■ AVAILABLE DATA:
────
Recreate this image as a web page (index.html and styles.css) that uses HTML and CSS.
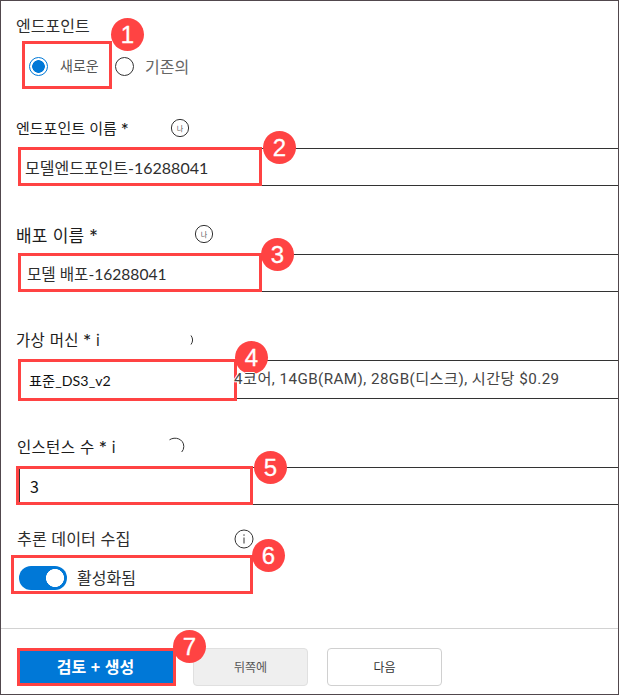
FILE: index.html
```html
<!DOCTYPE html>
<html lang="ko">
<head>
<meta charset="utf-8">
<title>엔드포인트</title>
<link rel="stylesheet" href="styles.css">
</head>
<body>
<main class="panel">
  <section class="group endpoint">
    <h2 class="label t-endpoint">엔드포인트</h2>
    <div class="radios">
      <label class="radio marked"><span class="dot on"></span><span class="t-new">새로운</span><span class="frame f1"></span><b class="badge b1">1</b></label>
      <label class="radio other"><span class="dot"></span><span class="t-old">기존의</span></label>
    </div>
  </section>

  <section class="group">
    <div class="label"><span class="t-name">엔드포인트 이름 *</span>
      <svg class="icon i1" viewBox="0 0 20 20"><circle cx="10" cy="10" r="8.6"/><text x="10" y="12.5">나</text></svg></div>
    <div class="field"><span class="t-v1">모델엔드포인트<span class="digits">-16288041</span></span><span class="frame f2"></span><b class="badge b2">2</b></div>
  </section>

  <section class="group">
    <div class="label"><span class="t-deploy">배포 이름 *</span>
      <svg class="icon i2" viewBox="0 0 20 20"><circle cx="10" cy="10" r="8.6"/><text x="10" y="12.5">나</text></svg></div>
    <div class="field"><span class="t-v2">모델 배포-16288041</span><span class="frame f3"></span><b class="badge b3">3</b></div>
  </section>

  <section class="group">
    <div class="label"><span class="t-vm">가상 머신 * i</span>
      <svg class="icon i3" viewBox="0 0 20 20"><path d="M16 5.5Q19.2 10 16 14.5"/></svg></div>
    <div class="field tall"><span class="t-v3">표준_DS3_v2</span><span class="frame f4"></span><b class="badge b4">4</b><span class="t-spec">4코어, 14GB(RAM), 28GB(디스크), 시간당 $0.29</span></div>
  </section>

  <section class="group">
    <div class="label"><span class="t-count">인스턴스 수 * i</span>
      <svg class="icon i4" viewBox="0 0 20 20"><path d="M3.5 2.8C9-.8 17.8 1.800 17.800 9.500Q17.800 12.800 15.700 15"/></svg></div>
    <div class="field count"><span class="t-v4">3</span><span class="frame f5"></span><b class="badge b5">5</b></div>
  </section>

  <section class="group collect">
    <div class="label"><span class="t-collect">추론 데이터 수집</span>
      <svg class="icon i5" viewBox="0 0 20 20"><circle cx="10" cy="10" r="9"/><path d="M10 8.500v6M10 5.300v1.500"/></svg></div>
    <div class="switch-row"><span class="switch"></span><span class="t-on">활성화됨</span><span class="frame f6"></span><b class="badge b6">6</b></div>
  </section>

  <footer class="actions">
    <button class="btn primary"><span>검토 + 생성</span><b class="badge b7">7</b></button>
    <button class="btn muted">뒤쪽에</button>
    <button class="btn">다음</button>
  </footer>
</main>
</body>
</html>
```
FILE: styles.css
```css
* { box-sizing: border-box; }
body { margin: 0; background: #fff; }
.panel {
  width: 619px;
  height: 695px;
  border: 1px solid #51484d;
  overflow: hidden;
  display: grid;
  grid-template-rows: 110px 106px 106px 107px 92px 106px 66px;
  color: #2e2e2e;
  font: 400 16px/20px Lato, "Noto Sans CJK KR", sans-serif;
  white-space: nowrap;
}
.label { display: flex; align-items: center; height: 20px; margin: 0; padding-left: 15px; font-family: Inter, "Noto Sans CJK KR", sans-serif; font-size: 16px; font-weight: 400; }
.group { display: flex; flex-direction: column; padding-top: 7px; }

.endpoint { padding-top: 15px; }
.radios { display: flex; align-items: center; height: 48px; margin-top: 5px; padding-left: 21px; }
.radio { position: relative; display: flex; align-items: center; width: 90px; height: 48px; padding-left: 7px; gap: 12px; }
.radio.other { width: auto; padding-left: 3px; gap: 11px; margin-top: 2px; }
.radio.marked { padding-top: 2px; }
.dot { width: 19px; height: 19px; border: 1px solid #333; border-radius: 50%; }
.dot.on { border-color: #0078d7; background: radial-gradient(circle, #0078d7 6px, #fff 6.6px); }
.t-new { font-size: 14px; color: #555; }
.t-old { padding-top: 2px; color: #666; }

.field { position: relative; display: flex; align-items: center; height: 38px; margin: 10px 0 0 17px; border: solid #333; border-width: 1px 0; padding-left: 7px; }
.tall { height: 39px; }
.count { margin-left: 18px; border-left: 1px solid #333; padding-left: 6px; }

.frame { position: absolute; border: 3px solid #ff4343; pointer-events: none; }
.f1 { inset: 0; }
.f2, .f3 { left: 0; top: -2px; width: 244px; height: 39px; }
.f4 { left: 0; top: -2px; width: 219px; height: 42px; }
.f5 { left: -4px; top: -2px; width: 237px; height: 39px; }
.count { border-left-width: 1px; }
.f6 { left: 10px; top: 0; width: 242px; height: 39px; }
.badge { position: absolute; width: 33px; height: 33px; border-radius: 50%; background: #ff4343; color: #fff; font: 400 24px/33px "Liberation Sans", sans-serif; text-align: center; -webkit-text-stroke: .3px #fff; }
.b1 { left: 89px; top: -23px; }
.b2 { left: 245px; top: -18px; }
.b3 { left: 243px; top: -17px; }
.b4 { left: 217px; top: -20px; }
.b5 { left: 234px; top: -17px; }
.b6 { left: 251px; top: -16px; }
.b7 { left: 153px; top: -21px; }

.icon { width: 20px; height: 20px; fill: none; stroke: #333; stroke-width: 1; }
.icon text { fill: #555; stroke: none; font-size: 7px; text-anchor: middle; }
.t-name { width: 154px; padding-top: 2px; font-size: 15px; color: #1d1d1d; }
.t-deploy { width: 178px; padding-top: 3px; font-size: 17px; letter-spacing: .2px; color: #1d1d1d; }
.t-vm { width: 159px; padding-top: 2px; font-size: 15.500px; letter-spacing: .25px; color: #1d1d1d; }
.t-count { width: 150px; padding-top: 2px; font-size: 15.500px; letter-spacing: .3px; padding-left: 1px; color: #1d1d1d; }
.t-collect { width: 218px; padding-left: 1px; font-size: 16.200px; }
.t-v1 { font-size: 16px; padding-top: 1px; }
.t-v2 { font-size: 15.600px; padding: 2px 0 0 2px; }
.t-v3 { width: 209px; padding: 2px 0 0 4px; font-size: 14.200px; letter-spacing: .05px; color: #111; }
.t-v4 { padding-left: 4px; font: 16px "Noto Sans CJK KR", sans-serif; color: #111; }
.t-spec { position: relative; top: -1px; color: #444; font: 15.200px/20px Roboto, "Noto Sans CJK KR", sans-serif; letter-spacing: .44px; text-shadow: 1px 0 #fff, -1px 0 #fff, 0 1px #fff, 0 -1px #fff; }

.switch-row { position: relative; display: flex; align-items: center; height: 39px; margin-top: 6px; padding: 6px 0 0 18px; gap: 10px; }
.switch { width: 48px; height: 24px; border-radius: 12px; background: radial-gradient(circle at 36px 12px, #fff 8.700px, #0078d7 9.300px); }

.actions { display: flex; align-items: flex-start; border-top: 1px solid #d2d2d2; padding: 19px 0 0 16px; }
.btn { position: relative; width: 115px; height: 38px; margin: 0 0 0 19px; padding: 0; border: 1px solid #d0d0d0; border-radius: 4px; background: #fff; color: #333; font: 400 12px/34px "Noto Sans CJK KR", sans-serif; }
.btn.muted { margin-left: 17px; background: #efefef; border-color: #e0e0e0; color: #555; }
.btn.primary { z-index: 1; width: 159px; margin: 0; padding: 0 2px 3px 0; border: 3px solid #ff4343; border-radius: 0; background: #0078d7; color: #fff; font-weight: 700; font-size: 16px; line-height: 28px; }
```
────
■ SHORT EXERCISE:
Quote the data above in full, leaving out the pictures it holds.

■ SOLUTION FOR THIS TASK:
Recreate this image as a web page (index.html and styles.css) that uses HTML and CSS.
FILE: index.html
```html
<!DOCTYPE html>
<html lang="ko">
<head>
<meta charset="utf-8">
<title>엔드포인트</title>
<link rel="stylesheet" href="styles.css">
</head>
<body>
<main class="panel">
  <section class="group endpoint">
    <h2 class="label t-endpoint">엔드포인트</h2>
    <div class="radios">
      <label class="radio marked"><span class="dot on"></span><span class="t-new">새로운</span><span class="frame f1"></span><b class="badge b1">1</b></label>
      <label class="radio other"><span class="dot"></span><span class="t-old">기존의</span></label>
    </div>
  </section>

  <section class="group">
    <div class="label"><span class="t-name">엔드포인트 이름 *</span>
      <svg class="icon i1" viewBox="0 0 20 20"><circle cx="10" cy="10" r="8.6"/><text x="10" y="12.5">나</text></svg></div>
    <div class="field"><span class="t-v1">모델엔드포인트<span class="digits">-16288041</span></span><span class="frame f2"></span><b class="badge b2">2</b></div>
  </section>

  <section class="group">
    <div class="label"><span class="t-deploy">배포 이름 *</span>
      <svg class="icon i2" viewBox="0 0 20 20"><circle cx="10" cy="10" r="8.6"/><text x="10" y="12.5">나</text></svg></div>
    <div class="field"><span class="t-v2">모델 배포-16288041</span><span class="frame f3"></span><b class="badge b3">3</b></div>
  </section>

  <section class="group">
    <div class="label"><span class="t-vm">가상 머신 * i</span>
      <svg class="icon i3" viewBox="0 0 20 20"><path d="M16 5.5Q19.2 10 16 14.5"/></svg></div>
    <div class="field tall"><span class="t-v3">표준_DS3_v2</span><span class="frame f4"></span><b class="badge b4">4</b><span class="t-spec">4코어, 14GB(RAM), 28GB(디스크), 시간당 $0.29</span></div>
  </section>

  <section class="group">
    <div class="label"><span class="t-count">인스턴스 수 * i</span>
      <svg class="icon i4" viewBox="0 0 20 20"><path d="M3.5 2.8C9-.8 17.8 1.800 17.800 9.500Q17.800 12.800 15.700 15"/></svg></div>
    <div class="field count"><span class="t-v4">3</span><span class="frame f5"></span><b class="badge b5">5</b></div>
  </section>

  <section class="group collect">
    <div class="label"><span class="t-collect">추론 데이터 수집</span>
      <svg class="icon i5" viewBox="0 0 20 20"><circle cx="10" cy="10" r="9"/><path d="M10 8.500v6M10 5.300v1.500"/></svg></div>
    <div class="switch-row"><span class="switch"></span><span class="t-on">활성화됨</span><span class="frame f6"></span><b class="badge b6">6</b></div>
  </section>

  <footer class="actions">
    <button class="btn primary"><span>검토 + 생성</span><b class="badge b7">7</b></button>
    <button class="btn muted">뒤쪽에</button>
    <button class="btn">다음</button>
  </footer>
</main>
</body>
</html>
```
FILE: styles.css
```css
* { box-sizing: border-box; }
body { margin: 0; background: #fff; }
.panel {
  width: 619px;
  height: 695px;
  border: 1px solid #51484d;
  overflow: hidden;
  display: grid;
  grid-template-rows: 110px 106px 106px 107px 92px 106px 66px;
  color: #2e2e2e;
  font: 400 16px/20px Lato, "Noto Sans CJK KR", sans-serif;
  white-space: nowrap;
}
.label { display: flex; align-items: center; height: 20px; margin: 0; padding-left: 15px; font-family: Inter, "Noto Sans CJK KR", sans-serif; font-size: 16px; font-weight: 400; }
.group { display: flex; flex-direction: column; padding-top: 7px; }

.endpoint { padding-top: 15px; }
.radios { display: flex; align-items: center; height: 48px; margin-top: 5px; padding-left: 21px; }
.radio { position: relative; display: flex; align-items: center; width: 90px; height: 48px; padding-left: 7px; gap: 12px; }
.radio.other { width: auto; padding-left: 3px; gap: 11px; margin-top: 2px; }
.radio.marked { padding-top: 2px; }
.dot { width: 19px; height: 19px; border: 1px solid #333; border-radius: 50%; }
.dot.on { border-color: #0078d7; background: radial-gradient(circle, #0078d7 6px, #fff 6.6px); }
.t-new { font-size: 14px; color: #555; }
.t-old { padding-top: 2px; color: #666; }

.field { position: relative; display: flex; align-items: center; height: 38px; margin: 10px 0 0 17px; border: solid #333; border-width: 1px 0; padding-left: 7px; }
.tall { height: 39px; }
.count { margin-left: 18px; border-left: 1px solid #333; padding-left: 6px; }

.frame { position: absolute; border: 3px solid #ff4343; pointer-events: none; }
.f1 { inset: 0; }
.f2, .f3 { left: 0; top: -2px; width: 244px; height: 39px; }
.f4 { left: 0; top: -2px; width: 219px; height: 42px; }
.f5 { left: -4px; top: -2px; width: 237px; height: 39px; }
.count { border-left-width: 1px; }
.f6 { left: 10px; top: 0; width: 242px; height: 39px; }
.badge { position: absolute; width: 33px; height: 33px; border-radius: 50%; background: #ff4343; color: #fff; font: 400 24px/33px "Liberation Sans", sans-serif; text-align: center; -webkit-text-stroke: .3px #fff; }
.b1 { left: 89px; top: -23px; }
.b2 { left: 245px; top: -18px; }
.b3 { left: 243px; top: -17px; }
.b4 { left: 217px; top: -20px; }
.b5 { left: 234px; top: -17px; }
.b6 { left: 251px; top: -16px; }
.b7 { left: 153px; top: -21px; }

.icon { width: 20px; height: 20px; fill: none; stroke: #333; stroke-width: 1; }
.icon text { fill: #555; stroke: none; font-size: 7px; text-anchor: middle; }
.t-name { width: 154px; padding-top: 2px; font-size: 15px; color: #1d1d1d; }
.t-deploy { width: 178px; padding-top: 3px; font-size: 17px; letter-spacing: .2px; color: #1d1d1d; }
.t-vm { width: 159px; padding-top: 2px; font-size: 15.500px; letter-spacing: .25px; color: #1d1d1d; }
.t-count { width: 150px; padding-top: 2px; font-size: 15.500px; letter-spacing: .3px; padding-left: 1px; color: #1d1d1d; }
.t-collect { width: 218px; padding-left: 1px; font-size: 16.200px; }
.t-v1 { font-size: 16px; padding-top: 1px; }
.t-v2 { font-size: 15.600px; padding: 2px 0 0 2px; }
.t-v3 { width: 209px; padding: 2px 0 0 4px; font-size: 14.200px; letter-spacing: .05px; color: #111; }
.t-v4 { padding-left: 4px; font: 16px "Noto Sans CJK KR", sans-serif; color: #111; }
.t-spec { position: relative; top: -1px; color: #444; font: 15.200px/20px Roboto, "Noto Sans CJK KR", sans-serif; letter-spacing: .44px; text-shadow: 1px 0 #fff, -1px 0 #fff, 0 1px #fff, 0 -1px #fff; }

.switch-row { position: relative; display: flex; align-items: center; height: 39px; margin-top: 6px; padding: 6px 0 0 18px; gap: 10px; }
.switch { width: 48px; height: 24px; border-radius: 12px; background: radial-gradient(circle at 36px 12px, #fff 8.700px, #0078d7 9.300px); }

.actions { display: flex; align-items: flex-start; border-top: 1px solid #d2d2d2; padding: 19px 0 0 16px; }
.btn { position: relative; width: 115px; height: 38px; margin: 0 0 0 19px; padding: 0; border: 1px solid #d0d0d0; border-radius: 4px; background: #fff; color: #333; font: 400 12px/34px "Noto Sans CJK KR", sans-serif; }
.btn.muted { margin-left: 17px; background: #efefef; border-color: #e0e0e0; color: #555; }
.btn.primary { z-index: 1; width: 159px; margin: 0; padding: 0 2px 3px 0; border: 3px solid #ff4343; border-radius: 0; background: #0078d7; color: #fff; font-weight: 700; font-size: 16px; line-height: 28px; }
```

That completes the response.